We are using a new framework for building internal approximations of the objective, which improves on existing methods (typically based on polynomial interpolation) in two key ways. Firstly, it uses simpler approximations, similar to the classical Gauss-Newton method, which speeds up the algorithm substantially without sacrificing performance [1]. This simpler approach allows our algorithm to be more flexible, and it can begin the main optimisation procedure after as few as two objective evaluations (where most algorithms require at least as many evaluations as there are unknowns to be optimised). Secondly, we implement a variety of techniques to help the method make progress through noisy landscapes, including a novel multiple restarts mechanism which improves over existing techniques by being cheaper to implement and requiring fewer objective evaluations to make progress in its early stages [2].

For example, in Figure 1, we compare our new method (black/blue) against other state-of-the-art methods. We show the proportion of test problems solved for a given number of objective evaluations when we have added stochastic noise to the objective. Our method performs similarly for small computational budgets, but is much more robust, ultimately solving a greater proportion of the problems as the computational budget increases.

Figure 1: Comparison of two variants of our new method (DFO-LS in black and blue) to other state-of-the-art DFO solvers for problems (DFBOLS and POUNDERS for least-squares problems and BOBYQA for general objective problems).

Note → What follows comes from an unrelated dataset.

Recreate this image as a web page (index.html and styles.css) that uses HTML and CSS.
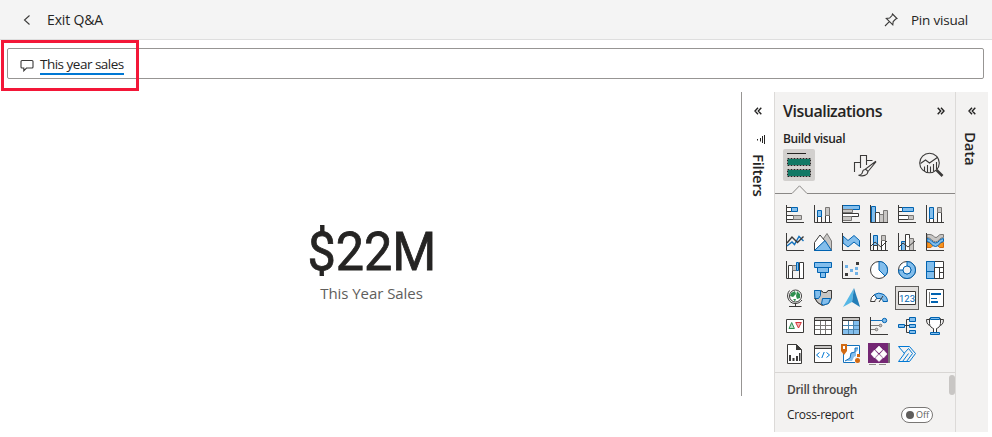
FILE: index.html
```html
<!DOCTYPE html>
<html lang="en">
<head>
<meta charset="utf-8">
<title>Q&amp;A</title>
<link rel="stylesheet" href="styles.css">
</head>
<body>
<header class="topbar">
  <div class="exit">
    <svg width="8" height="12" viewBox="0 0 8 12" class="ln"><path d="M6.500 1.500L1.500 6l5 4.500"/></svg>
    <span class="t-exit">Exit Q&amp;A</span>
  </div>
  <div class="pin">
    <svg width="14" height="14" viewBox="0 0 14 14" class="ln"><path d="M8.500 1L13 5.500l-1.300.5-2.500 2.500-.4 3.300L2.300 5.500l3.300-.4L8 2.500zM5.300 8.700L1 13"/></svg>
    <span class="t-pin">Pin visual</span>
  </div>
</header>
<div class="search">
  <svg width="14" height="13" viewBox="0 0 14 13" class="ln talk"><path d="M2 1.500H12Q13 1.500 13 2.500V8Q13 9 12 9H6.500L3.800 11.800V9H2Q1 9 1 8V2.500Q1 1.500 2 1.500Z"/></svg>
  <span class="query">This year sales</span>
  <div class="callout"></div>
</div>
<main class="main">
  <section class="canvas">
    <div class="value">$22M</div>
    <div class="label">This Year Sales</div>
  </section>
  <aside class="filters">
    <svg width="8" height="8" viewBox="0 0 8 8" class="chev"><path d="M4 .7L1 4l3 3.300M7.300.7l-3 3.300 3 3.300"/></svg>
    <svg width="9" height="9" viewBox="0 0 9 9" class="funnel"><path d="M7.500 0V9M5.500 1V8M3.500 3V6.500M.5 4V5.500"/></svg>
    <span class="side t-filters">Filters</span>
  </aside>
  <aside class="viz">
    <div class="viz-head"><span class="t-viz">Visualizations</span>
      <svg width="8" height="8" viewBox="0 0 8 8" class="chev"><path d="M.7.7l3 3.300-3 3.300M4 .7L7 4 4 7.300"/></svg>
    </div>
    <div class="build"><span class="t-build">Build visual</span></div>
    <div class="tabs">
      <div class="tab on"><svg width="32" height="32" viewBox="0 0 32 32"><path d="M4 4.500H23" stroke="#252423"/><path d="M4.500 9.500h23v7h-23zM4.500 20.500h23v7h-23z" fill="#117865" stroke="#f3f2f1"/><path d="M4.500 9.500h23v7h-23zM4.500 20.500h23v7h-23z" stroke="#252423" stroke-dasharray="2 1"/></svg></div>
      <div class="tab"><svg width="24" height="24" viewBox="0 0 24 24" class="ln"><path d="M1.500 19V9.500H7M7.500 15V2.500h6V12M13.500 7.500h6"/><path d="M22.500 8.500L12.500 16l2.500 2.500L22.800 9zM12.500 16.500c-2 0-2.800 1-3 2.500-.2 1.500-1.700 3-4 3.200 4.500 1.500 9 .2 9.500-3.700" fill="#f3f2f1"/></svg></div>
      <div class="tab"><svg width="26" height="26" viewBox="0 0 26 26" class="ln"><circle cx="11.500" cy="11" r="9.800"/><path d="M2.500 11.500L7.500 8l4 3L20 5M6.500 19v-4.500M9.500 20.500V13M12.500 20.500v-6M15.500 19.500V12M18.500 17V10"/><path d="M18.500 18l6 6" stroke-width="2.600"/></svg></div>
    </div>
    <svg class="notch" width="180" height="9" viewBox="0 0 180 9"><path d="M0 8.500H17L24.500.8 32 8.500H180"/></svg>
    <div class="grid">
      <div class="cell"><svg viewBox="0 0 20 20"><path class="w" d="M1.500 3.500h5v4h-5zM1.500 11.500h7v4h-7z"/><path class="b" d="M6.500 3.500h6v4h-6z"/><path class="g" d="M8.500 11.500h8v4h-8z"/><path class="n" d="M1.500 1V18.500H19"/></svg></div>
      <div class="cell"><svg viewBox="0 0 20 20"><path class="w" d="M4.500 12.500h4v6h-4zM12.500 11.500h4v7h-4z"/><path class="b" d="M4.500 6.500h4v6h-4z"/><path class="g" d="M12.500 3.500h4v8h-4z"/><path class="n" d="M1.500 1V18.500H19"/></svg></div>
      <div class="cell"><svg viewBox="0 0 20 20"><path class="b" d="M1.500 1.500h17v4h-17z"/><path class="g" d="M1.500 5.500h10v3h-10z"/><path class="w" d="M1.500 9.500h16v3h-16z"/><path class="g" d="M1.500 12.500h9v4h-9z"/><path class="n" d="M1.500 1V18.500H19"/></svg></div>
      <div class="cell"><svg viewBox="0 0 20 20"><path class="b" d="M2.500 2.500h4v16h-4z"/><path class="w" d="M6.500 8.500h4v10h-4z"/><path class="g" d="M10.500 10.500h4v8h-4zM14.500 6.500h4v12h-4z"/><path class="n" d="M1.500 1V18.500H19"/></svg></div>
      <div class="cell"><svg viewBox="0 0 20 20"><path class="w" d="M1.500 3.500h4v4h-4zM1.500 11.500h10v4h-10z"/><path class="b" d="M5.500 3.500h11v4h-11z"/><path class="g" d="M11.500 11.500h5v4h-5z"/><path class="n" d="M1.500 1V18.500H19"/></svg></div>
      <div class="cell"><svg viewBox="0 0 20 20"><path class="w" d="M4.500 14.500h4v4h-4zM12.500 8.500h4v10h-4z"/><path class="b" d="M4.500 3.500h4v11h-4z"/><path class="g" d="M12.500 3.500h4v5h-4z"/><path class="n" d="M1.500 1V18.500H19"/></svg></div>

      <div class="cell"><svg viewBox="0 0 20 20"><path class="n bl thick" d="M2 14l5-4 2.500 2.500L14 4.500l4.500 4.500"/><path class="n thick" d="M2 11l5-6 5.500 5.500 6-6"/><path class="n" d="M1.500 1V18.500H19"/></svg></div>
      <div class="cell"><svg viewBox="0 0 20 20"><path class="g" d="M9.500 8L14 1.500 18.500 9v9.500z"/><path class="w" d="M1.500 10.500L7 3l5 6-10.500 9.500z"/><path class="b" d="M1.500 18.500L12 8.500l6.500 10z"/></svg></div>
      <div class="cell"><svg viewBox="0 0 20 20"><path class="b" d="M2 4l5 4.500 6-5 5.500 5v6L13 10l-6 5-5-4z"/><path class="n" d="M1.500 1V18.500H19"/></svg></div>
      <div class="cell"><svg viewBox="0 0 20 20"><path class="b" d="M4.500 3.500h4v11h-4z"/><path class="w" d="M4.500 13.500h4v5h-4zM12.500 8.500h4v10h-4z"/><path class="g" d="M12.500 3.500h4v5h-4z"/><path class="n" d="M1.500 1V18.500H19M2 14l4-4 6 5 6-6"/></svg></div>
      <div class="cell"><svg viewBox="0 0 20 20"><path class="b" d="M4.500 9.500h4v9h-4z"/><path class="w" d="M8.500 2.500h4v16h-4z"/><path class="g" d="M12.500 6.500h4v12h-4z"/><path class="n" d="M1.500 1V18.500H19M2 15l4-4 5 4 7-6"/></svg></div>
      <div class="cell"><svg viewBox="0 0 20 20"><path class="o" d="M2 10.500h3l5 2 4-2h4.500v5h-4l-2-2H8l-2 2H2z"/><path class="g" d="M2 2.500h3c3 0 4 3 6 3s2-3 5-3h2.500v3c-4 0-5 4.500-8 4.500S6 5.500 2 5.500z"/><path class="b" d="M2 6.500c4 0 5 4.500 8.500 4.500s4-4.500 8-4.500v3c-4 0-4 5-8 5S6 9.500 2 9.500z"/><path class="n" d="M1.500 1V18.500H19"/></svg></div>

      <div class="cell"><svg viewBox="0 0 20 20"><path class="w" d="M3.500 5.500h4v13h-4zM14.500 2.500h4v16h-4z"/><path class="g" d="M7.500 5.500h4v5h-4z"/><path class="b" d="M11.500 2.500h2v8h-2z"/><path class="n" d="M1.500 1V18.500H19"/></svg></div>
      <div class="cell"><svg viewBox="0 0 20 20"><path class="b" d="M1.500 2.500h17v5h-17zM4.500 7.500h11v5h-11zM7.500 12.500h5v5h-5z"/></svg></div>
      <div class="cell"><svg viewBox="0 0 20 20"><path d="M15 2h3v3h-3zM4 13h3v3H4zM4 2h0z" fill="#3b3a39"/><path d="M4 5h3v3H4zM9 9h3v3H9zM14 7h3v3h-3zM14 12h3v3h-3z" fill="#6fb1e6"/><path class="n" d="M1.500 1V18.500H19"/></svg></div>
      <div class="cell"><svg viewBox="0 0 20 20"><circle class="w" cx="10" cy="10" r="8.500"/><path class="b" d="M10 10V1.500A8.500 8.500 0 0 1 16 16z"/></svg></div>
      <div class="cell"><svg viewBox="0 0 20 20"><circle class="w" cx="10" cy="10" r="8.500"/><path class="b" d="M10 1.500A8.500 8.500 0 1 1 1.500 10H6a4 4 0 1 0 4-4z"/><circle class="p" cx="10" cy="10" r="4"/></svg></div>
      <div class="cell"><svg viewBox="0 0 20 20"><path class="w" d="M1.500 1.500h17v17h-17z"/><path class="b" d="M1.500 1.500h8v10h-8zM1.500 11.500h8v7h-8z"/><path class="n" d="M9.500 7.500h9M14.500 7.500v11M9.500 7.500v11M14.500 12.500h4"/></svg></div>

      <div class="cell"><svg viewBox="0 0 20 20"><circle class="w" cx="10.500" cy="8" r="6"/><path d="M6 5l4-2 1 3-3 3-3-1zM12 3l3 3v4l-3 1-1-3zM8 11l3 0-1 2.500z" fill="#2f8f50"/><path class="n" d="M4.500 2.500C0 8 4 15.500 10 15.500c3 0 5-1 7-3.500M10.500 15.500v3M4 18.500h12.500"/></svg></div>
      <div class="cell"><svg viewBox="0 0 20 20"><path class="g" d="M1.500 2.500h6l3 2h3l1.500-2h3.500v8l-3 5-6 2-5-3-3-6z"/><path class="b" d="M1.500 2.500h6v5l-2 3H2zM9.500 10.500h8l-2 5-5 1.500-2-1z"/><path class="n" d="M1.500 10l3 4.500 5 3M8 2.500l2.500 2h3l1.500-2h3.500v8"/></svg></div>
      <div class="cell"><svg viewBox="0 0 20 20"><path d="M13 0L2 19l9-5z" fill="#55b7e6"/><path d="M13 0l6 19-8-5z" fill="#237eb8"/></svg></div>
      <div class="cell"><svg viewBox="0 0 20 20"><path class="w" d="M1.500 13.500a8.500 8.500 0 0 1 4-7l2.500 4c-1.500.7-2 1.500-2 3z"/><path class="b" d="M5.500 6.500a8.500 8.500 0 0 1 13 7H14c0-1.500-1-2.500-2.500-3H8z"/><path class="n" d="M10 14l4-6"/></svg></div>
      <div class="cell sel"><svg viewBox="0 0 20 20"><path class="w" d="M1.500 3.500h17v13h-17z"/><text x="10" y="13.500" class="num">123</text></svg></div>
      <div class="cell"><svg viewBox="0 0 20 20"><path class="w" d="M1.500 1.500h17v17h-17z"/><path d="M4.500 4V15.500" stroke="#797775"/><path d="M6 6h10M6 14h7" stroke="#0063b1" stroke-width="2"/><path d="M6 10.500h6" stroke="#0063b1"/></svg></div>

      <div class="cell"><svg viewBox="0 0 20 20"><path class="w" d="M1.500 3.500h17v13h-17z"/><path d="M4 12.500l2.700-6 2.700 6z" fill="#b8e0c8" stroke="#2f8f50"/><path d="M10.700 6.500h5.600l-2.800 5.500z" fill="#f6b5b5" stroke="#d13438"/></svg></div>
      <div class="cell"><svg viewBox="0 0 20 20"><path class="w" d="M1.500 1.500h17v17h-17z"/><path d="M2 2h16v2H2z" fill="#c8c6c4"/><path class="n" d="M1.500 4.500h17"/><path d="M7.500 5v13M12.500 5v13M2 9.500h16M2 13.500h16" stroke="#797775"/></svg></div>
      <div class="cell"><svg viewBox="0 0 20 20"><path class="w" d="M1.500 1.500h17v17h-17z"/><path d="M2 2h16v2H2z" fill="#c8c6c4"/><path d="M13 5h5v13H2v-4h11z" fill="#83beec"/><path d="M7.500 5v13M12.500 5v13M2 9.500h16M2 13.500h16" stroke="#4a84ae"/><path class="n" d="M1.500 4.500h17M1.500 1.500h17v17h-17z"/></svg></div>
      <div class="cell"><svg viewBox="0 0 20 20"><path class="n" d="M1.500 1V18.500H19"/><path class="n bl" d="M2 4.500h11"/><path d="M2 9.500h8M2 13.500h5" stroke="#797775"/><circle class="b" cx="15.500" cy="4.500" r="2.200"/><circle class="g" cx="11.500" cy="9.500" r="1.300"/><circle class="g" cx="7.500" cy="13.500" r="1.300"/></svg></div>
      <div class="cell"><svg viewBox="0 0 20 20"><path class="n" d="M7 9.500h5M12 3.500h-2.500v13H12"/><path class="b" d="M1.500 8.500h6v3h-6zM12.500 1.500h6v4h-6zM12.500 8.500h6v3h-6zM12.500 14.500h6v3h-6z"/></svg></div>
      <div class="cell"><svg viewBox="0 0 20 20"><path class="n" d="M5 3.500H1.500c0 4 1.500 6 5 6.500M15 3.500h3.500c0 4-1.500 6-5 6.500"/><path class="w" d="M4.500 2.500h11v5c0 3-2.500 4.500-4 5v4h-3v-4c-1.500-.5-4-2-4-5z"/><path class="b" d="M5.500 1.500h9v2h-9zM5.500 16.500h9v2h-9z"/></svg></div>

      <div class="cell"><svg viewBox="0 0 20 20"><path class="w" d="M2.500.5h9l5 5v14h-14z"/><path d="M11 0l6 6h-6z" fill="#3b3a39"/><path d="M4 11h2v6H4zM7.500 14h2v3h-2zM11 12h2v5h-2zM14 9h1.500v8H14z" fill="#3b3a39"/></svg></div>
      <div class="cell"><svg viewBox="0 0 20 20"><path class="w" d="M1.500 1.500h17v17h-17z"/><path d="M2 2h16v2H2z" fill="#c8c6c4"/><path class="n" d="M1.500 4.500h17"/><path class="n bl2" d="M6.500 8.500l-3 2.500 3 2.500M13.500 8.500l3 2.500-3 2.500M11.200 8l-2.400 6"/></svg></div>
      <div class="cell"><svg viewBox="0 0 20 20"><path d="M2.500 1.500h16v17h-16z" fill="#fff" class="frame"/><path d="M17 4h-3v4l-4 1-1 5-5 3h7l2-4 2-1V8l2-2z" fill="#83beec"/><path class="frame" d="M17 4h-3v4l-4 1-1 5-5 3"/><path d="M0 0h6v7l-3 4-3-4z" fill="#d26a12"/><path d="M14 13h5v6h-5z" fill="#f3f2f1"/><circle cx="16.500" cy="16.500" r="2.500" fill="#d26a12"/><path d="M16 10h3v3h-3z" fill="#d26a12"/><path d="M2 2h2v3H2z" fill="#fff"/></svg></div>
      <div class="cell"><svg viewBox="0 0 22 22" class="app"><path d="M0 0h20v20H0z" fill="#742774"/><path d="M20 0h2v20h-2z" fill="#797775"/><path d="M1 21.500h7M11 21.500h7" stroke="#8a8886"/><path d="M11 3l3.500 3.500L11 10 7.500 6.500zM6.500 7l3.500 4-3.500 4L3 11zM15.500 7l3.500 4-3.500 4-3.500-4zM11 11.500l3.500 3.500-3.500 3.500L7.500 15z" fill="#fff" stroke="#fff" stroke-width=".6" stroke-linejoin="round"/></svg></div>
      <div class="cell"><svg viewBox="0 0 20 20"><path d="M1.500 2.500h11l6 7-6 8h-11l6-8zM7 9.500l4.500-5 4 5-6 8M11.500 9.500l-6 8" class="n bl2"/></svg></div>
    </div>
    <div class="drill">
      <div class="drill-title"><span class="t-drill">Drill through</span></div>
      <div class="cross"><span class="t-cross">Cross-report</span><div class="toggle"><i></i><span class="t-off">Off</span></div></div>
      <div class="thumb"></div>
    </div>
  </aside>
  <aside class="data">
    <svg width="8" height="8" viewBox="0 0 8 8" class="chev"><path d="M4 .7L1 4l3 3.300M7.300.7l-3 3.300 3 3.300"/></svg>
    <span class="side t-data">Data</span>
  </aside>
</main>
</body>
</html>
```
FILE: styles.css
```css
* { box-sizing: border-box; }
body { margin: 0; width: 992px; height: 437px; overflow: hidden; background: #fff; color: #252423; font-family: "Open Sans", "Noto Sans", sans-serif; font-size: 13px; line-height: 18px; }
svg { display: block; fill: none; flex: none; }
span { white-space: nowrap; }
.ln { stroke: #3b3a39; stroke-width: 1.1; }
.topbar { height: 40px; background: #f4f4f4; border-bottom: 1px solid #dedede; display: flex; justify-content: space-between; align-items: center; padding: 0 24px 0 23px; }
.exit { display: flex; align-items: center; gap: 16px; font-size: 14px; letter-spacing: -.15px; }
.pin { display: flex; align-items: center; gap: 13px; font-size: 13.500px; letter-spacing: -.2px; }
.search { position: relative; height: 31px; margin: 8px 8px 0 7px; border: 1px solid #979593; border-radius: 2px; display: flex; align-items: center; gap: 6px; padding-left: 12px; }
.talk { margin-top: 3px; }
.query { border-bottom: 2px solid #0078d4; height: 20px; line-height: 18px; margin-top: 2px; font-size: 13.500px; letter-spacing: -.5px; width: 84px; }
.callout { position: absolute; left: -7px; top: -9px; width: 138px; height: 51px; border: 3px solid #f31738; }
.main { display: flex; height: 340px; margin-top: 13px; }
.canvas { width: 741px; display: flex; flex-direction: column; align-items: center; padding: 132px 0 0 2px; }
.value { font: 400 53px/56px Roboto, sans-serif; transform: scaleX(.95); -webkit-text-stroke: .8px #252423; }
.label { font-size: 15px; line-height: 20px; color: #605e5c; margin-top: 3px; letter-spacing: -.05px; }
.filters { width: 33px; height: 304px; border-left: 1px solid #979593; display: flex; flex-direction: column; align-items: center; padding-top: 15px; }
.chev { stroke: #252423; stroke-width: 1.4; }
.funnel { stroke: #252423; margin: 20px 0 0 6px; }
.side { writing-mode: vertical-rl; font-weight: 600; font-size: 15px; line-height: 20px; }
.t-filters { margin: 10px -1px 0 0; letter-spacing: -.3px; }
.viz { width: 182px; background: #f3f2f1; border: solid #dcdad8; border-width: 0 1px; }
.viz-head { display: flex; justify-content: space-between; align-items: center; height: 38px; padding: 0 10px 0 8px; font-weight: 600; font-size: 16px; letter-spacing: -.5px; }
.build { padding-left: 8px; height: 19px; line-height: 17px; font-weight: 600; font-size: 12px; letter-spacing: -.35px; }
.tabs { display: flex; justify-content: space-between; padding: 0 8px; height: 36px; }
.tab { width: 32px; height: 32px; display: flex; align-items: center; justify-content: center; border-radius: 2px; }
.tab.on { background: #d2d0ce; }
.notch { stroke: #8a8886; }
.grid { display: grid; grid-template-columns: repeat(6, 28px); grid-auto-rows: 28px; padding: 6px; height: 178px; }
.cell { display: flex; align-items: center; justify-content: center; }
.cell svg { width: 20px; height: 20px; }
.cell .app { width: 22px; height: 22px; }
.sel { width: 24px; height: 24px; margin: 2px; background: #e1dfdd; outline: 1px solid #605e5c; outline-offset: -1px; }
.w { fill: #fff; stroke: #3b3a39; }
.b { fill: #83beec; stroke: #0063b1; }
.g { fill: #c8c6c4; stroke: #797775; }
.o { fill: #f7941e; stroke: #d26a12; }
.p { fill: #f3f2f1; stroke: #0063b1; }
.n { stroke: #3b3a39; }
.bl, .frame { stroke: #1271bd; }
.bl2 { stroke: #0078d4; }
.thick { stroke-width: 1.4; }
.num { font: 400 9.500px Roboto, sans-serif; fill: #0063b1; text-anchor: middle; }
.drill { position: relative; border-top: 1px solid #d8d6d4; height: 60px; padding: 8px 22px 0 12px; }
.drill-title { color: #484644; font-weight: 600; font-size: 12px; height: 23px; letter-spacing: -.3px; }
.cross { display: flex; justify-content: space-between; align-items: center; height: 22px; font-size: 12px; letter-spacing: -.3px; }
.toggle { width: 32px; height: 16px; border: 1px solid #797775; border-radius: 8px; background: #fff; display: flex; align-items: center; gap: 2px; padding-left: 4px; font-size: 9px; color: #605e5c; letter-spacing: 0; }
.toggle i { width: 8px; height: 8px; border-radius: 50%; background: #605e5c; }
.thumb { position: absolute; right: 0; top: 2px; width: 6px; height: 20px; border-radius: 3px; background: #c8c6c4; }
.data { width: 32px; background: #f3f2f1; display: flex; flex-direction: column; align-items: center; padding-top: 15px; }
.t-data { margin: 17px 2px 0 0; letter-spacing: -.2px; }
```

We have taken several of these features for noisy problems and adapted them for general minimisation problems [2]. Further, we have shown that the multiple restarts mechanism can be modified to produce an algorithm that is effective at escaping local minima – that is, points which are optimal only compared to nearby points – and potentially finding global minima – points which are optimal compared to all other points – a much harder problem [3]. In Figure 2 below, we compare the proportion of test problems solved by our method for noisy problems (left), and a demonstration of its ability to escape local minima (right).

Figure 2: (left) Comparison of our method for general objective problems, Py-BOBYQA, against other state-of-the-art DFO methods for noisy problems (BOBYQA, STORM and SNOWPAC). We show the proportion of problems solved with a given number of objective evaluations; higher is better. (right) Path taken by Py-BOBYQA (black) and all evaluated points (orange) on a problem with several minima (purple, best minimum in red). Py-BOBYQA initially finds a suboptimal minimum near the starting point, but with our restarts mechanism is able to find other local minima, and it converges to the global solution.

Lastly, we have developed an algorithm for large-scale least-squares problems (i.e. problems with many unknowns to be optimised). These problems arise in areas such as weather forecasting and machine learning, but derivative-free methods have not been used in this setting, as their computational cost grows too quickly with problem size. We have addressed this by developing a method which optimises only a subset of variables at each iteration (but changing which subset each time), allowing the computational cost of the algorithm to be reduced. Our method allows larger problems to be solved within a given runtime (when objective evaluations are cheap), while also being able to make progress with few objective evaluations (when evaluations are expensive).

Two of our software packages have been publicly released: DFO-LS for least-squares problems and Py-BOBYQA for general objective problems. These algorithms have been implemented in Mark 27 of the NAG Library.

Publications

[1] Coralia Cartis and Lindon Roberts. A derivative-free Gauss-Newton method. Mathematical Programming Computation, (2019).

[2] Coralia Cartis, Jan Fiala, Benjamin Marteau and Lindon Roberts. Improving the flexibility and robustness of model-based derivative-free optimization solvers. ACM Transactions on Mathematical Software, to appear (2019).

[3] Coralia Cartis, Oliver Sheridan-Methven and Lindon Roberts. Escaping local minima with derivative-free methods: a numerical investigation. arXiv preprint arXiv:1812.11343, (2019).